Freud que, sem dúvida, foi o maior estudioso do comportamento humano, nunca foi ingênuo na percepção do potencial agressivo e egoísta de cada um de nós. Sua ampla reflexão trata dos mecanismos da organização psíquica individual, assim como da organização que nossa sociedade estabeleceu ao longo de seu desenvolvimento. Nesta reflexão, criou o termo superego, para falar da coerção interna que se origina dos controles externos estabelecidos pelos vínculos mais próximos dos indivíduos. São os pais, em primeiro lugar, aqueles que, através da educação, introduzem seus pequenos na sociedade à qual pertencem e exigem, em troca do amor a eles dedicado, a capacidade de sacrifício de parte de seus desejos, para tornar possível o convívio social.

Não é difícil entender, portanto, porque a decisão do STJ/SP produziu tamanha reação. A imagem foi de que o indivíduo inocentado pôde gozar do corpo de crianças e sair impune de tal feito, sendo garantida, mais uma vez, a impunidade dos culpados.

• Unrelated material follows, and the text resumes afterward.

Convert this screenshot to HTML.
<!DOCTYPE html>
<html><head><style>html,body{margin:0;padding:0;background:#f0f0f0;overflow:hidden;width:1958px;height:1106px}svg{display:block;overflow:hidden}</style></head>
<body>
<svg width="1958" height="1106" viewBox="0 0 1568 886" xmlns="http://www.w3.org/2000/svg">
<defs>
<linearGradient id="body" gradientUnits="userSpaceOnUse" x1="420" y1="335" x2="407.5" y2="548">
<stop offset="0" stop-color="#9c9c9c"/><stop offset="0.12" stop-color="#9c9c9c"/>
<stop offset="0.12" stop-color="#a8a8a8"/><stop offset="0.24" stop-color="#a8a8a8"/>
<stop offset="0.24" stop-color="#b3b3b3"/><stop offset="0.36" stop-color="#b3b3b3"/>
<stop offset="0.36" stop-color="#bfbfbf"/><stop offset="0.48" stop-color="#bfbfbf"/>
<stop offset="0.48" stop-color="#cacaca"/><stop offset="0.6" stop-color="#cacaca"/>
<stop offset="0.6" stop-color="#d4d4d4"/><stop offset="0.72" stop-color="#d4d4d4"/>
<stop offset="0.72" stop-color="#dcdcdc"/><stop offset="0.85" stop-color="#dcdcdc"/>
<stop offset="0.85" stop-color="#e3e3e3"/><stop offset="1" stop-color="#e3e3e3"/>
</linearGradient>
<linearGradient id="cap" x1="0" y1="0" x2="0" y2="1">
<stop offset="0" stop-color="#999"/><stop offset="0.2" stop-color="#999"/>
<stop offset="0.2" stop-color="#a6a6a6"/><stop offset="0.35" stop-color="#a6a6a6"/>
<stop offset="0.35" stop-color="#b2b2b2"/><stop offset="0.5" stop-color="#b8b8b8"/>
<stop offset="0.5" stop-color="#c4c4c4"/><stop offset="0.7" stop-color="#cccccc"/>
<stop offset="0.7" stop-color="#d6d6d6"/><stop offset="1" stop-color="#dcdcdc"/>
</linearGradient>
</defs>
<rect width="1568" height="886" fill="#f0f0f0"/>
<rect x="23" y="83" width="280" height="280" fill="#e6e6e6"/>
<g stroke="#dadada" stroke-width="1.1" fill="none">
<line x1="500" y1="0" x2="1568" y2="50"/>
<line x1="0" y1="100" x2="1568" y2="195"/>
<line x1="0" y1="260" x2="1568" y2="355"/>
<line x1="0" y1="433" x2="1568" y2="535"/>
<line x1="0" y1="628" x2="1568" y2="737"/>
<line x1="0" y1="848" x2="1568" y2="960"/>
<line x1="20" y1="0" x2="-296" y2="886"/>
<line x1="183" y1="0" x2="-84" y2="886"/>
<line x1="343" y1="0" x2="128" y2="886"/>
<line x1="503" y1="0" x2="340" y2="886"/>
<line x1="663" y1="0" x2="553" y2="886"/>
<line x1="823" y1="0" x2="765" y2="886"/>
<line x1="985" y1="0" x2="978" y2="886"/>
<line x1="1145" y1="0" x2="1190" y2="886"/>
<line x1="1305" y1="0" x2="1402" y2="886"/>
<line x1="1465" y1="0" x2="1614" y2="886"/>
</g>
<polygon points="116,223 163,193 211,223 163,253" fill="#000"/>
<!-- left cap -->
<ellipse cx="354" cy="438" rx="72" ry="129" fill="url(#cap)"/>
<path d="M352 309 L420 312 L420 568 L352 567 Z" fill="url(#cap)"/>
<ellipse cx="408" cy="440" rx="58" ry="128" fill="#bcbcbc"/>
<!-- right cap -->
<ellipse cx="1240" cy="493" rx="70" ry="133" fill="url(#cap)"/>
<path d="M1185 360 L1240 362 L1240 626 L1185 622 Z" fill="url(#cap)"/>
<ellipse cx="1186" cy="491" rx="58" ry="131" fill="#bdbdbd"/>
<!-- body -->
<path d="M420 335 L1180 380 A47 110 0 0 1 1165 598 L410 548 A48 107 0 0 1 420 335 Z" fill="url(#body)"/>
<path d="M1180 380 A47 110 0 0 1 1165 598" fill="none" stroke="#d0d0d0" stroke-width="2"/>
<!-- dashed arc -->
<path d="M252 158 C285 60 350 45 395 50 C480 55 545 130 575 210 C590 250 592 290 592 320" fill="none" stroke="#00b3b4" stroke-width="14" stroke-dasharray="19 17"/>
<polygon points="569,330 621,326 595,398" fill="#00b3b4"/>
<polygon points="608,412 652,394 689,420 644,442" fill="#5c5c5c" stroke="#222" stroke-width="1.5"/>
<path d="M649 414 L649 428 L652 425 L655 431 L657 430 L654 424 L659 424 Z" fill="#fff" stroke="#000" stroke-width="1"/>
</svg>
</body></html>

É como se em nossa sociedade atual ficasse difícil punir, já que todos de alguma forma podem estar comprometidos com a culpa do pecado (da injustiça social).Todavia cabe ao STJ posicionar-se baseado na sociedade que queremos ter e exigir que os adultos cumpram sua parte de restrição(ao corpo infantil) que lhes cabe.

Freud nos alertou que desejar pecar queremos todos, mas se cada um não for chamado à responsabilidade pelos seus atos, não poderemos denominar nosso grupo de civilizado.